I am personally aware. Yet why do you believe people declaring chanting "life begins at conception" do not make preventing miscarriages into a part of their national political platform the same way as criminalizing abortion?
That's like someone who says "cows are people" and wants the death penalty for hamburgers, but they're a-OK with dairy farms and leather.
It shows that even the proponents of the slogan don't actually believe it.
Embryo selection is the easiest way to minimize the risk of miscarriage.
The only reason why you would say that there is no way to prevent them is that I infer from your posts that you are most likely against embryo selection.
The comment I was responding to suggested eliminating miscarriage as a policy objective. I said that was impossible. Your response with a suggestion to minimize risk while increasing the amount of total human death does not address the point, regardless of my comment history (ad hom.?).
> why do you believe people declaring chanting "life begins at conception" do not make preventing miscarriages into a part of their national political platform
Because it's already a national political consensus?
National health organizations go to serious lengths to make sure women are not unknowingly consuming things which would cause them to miscarry. Assaulting a woman and causing her to miscarry is penalized with charges above and beyond what would be assigned if not for the miscarriage. Societally, we try to encourage people to be gentle, careful, and accommodating towards/with pregnant women, and to encourage mothers to not drink or smoke while they're carrying.
What strawman world are you living in where this isn't the case?

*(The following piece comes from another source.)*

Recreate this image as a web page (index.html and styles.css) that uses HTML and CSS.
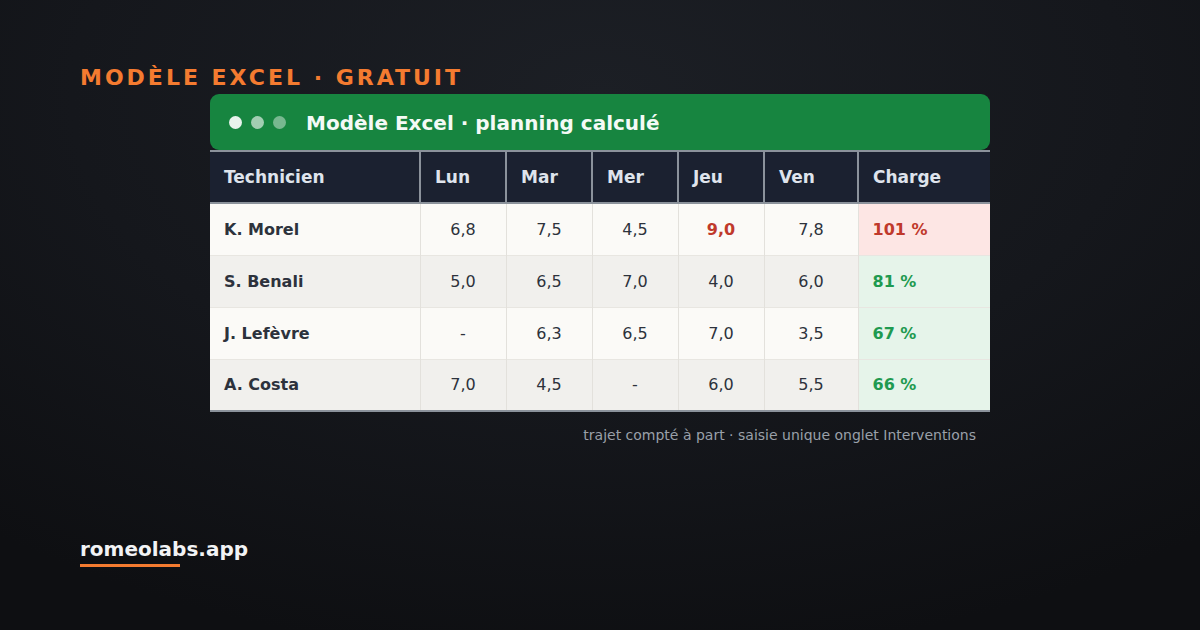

You're right that there is a consensus of "miscarriages are unfortunate, let's try to minimize how often it happens."
What does not exist is a consensus that a blastocyst is (consistently) equal in personhood to a newborn, with equal levels of loss and tragedy. I trust that this is obvious without the need for lurid comparisons.

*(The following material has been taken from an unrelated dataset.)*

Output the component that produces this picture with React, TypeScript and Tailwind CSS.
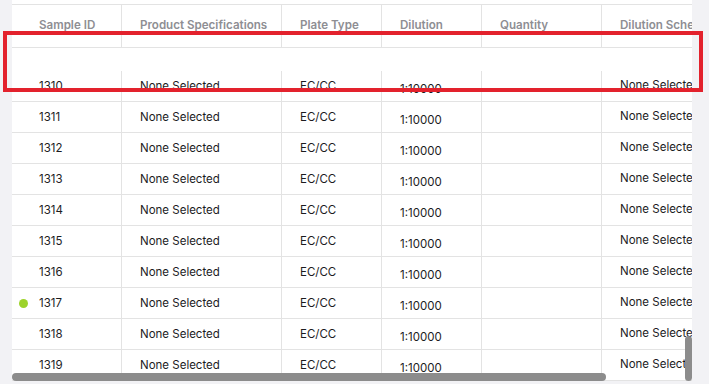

So while the two vectors may share a direction, the amplitudes are very different. Kind of like how it's important to floss your teeth, it's not so important that failure becomes a crime.
You would be surprised. Plenty of (sufficiently religious) people will indeed hold funerals for and bury miscarriages, if they're at all identifiable. What you seem to expect is that they attempt to force other people to do so -- but unlike killing an organism, "failing to mourn" an organism is not really a crime under any moral framework, so the impetus just isn't there in the same way.
That's like someone who says "cows are people" and wants the death penalty for hamburgers, but they're a-OK with dairy farms and leather.
It shows that even the proponents of the slogan don't actually believe it.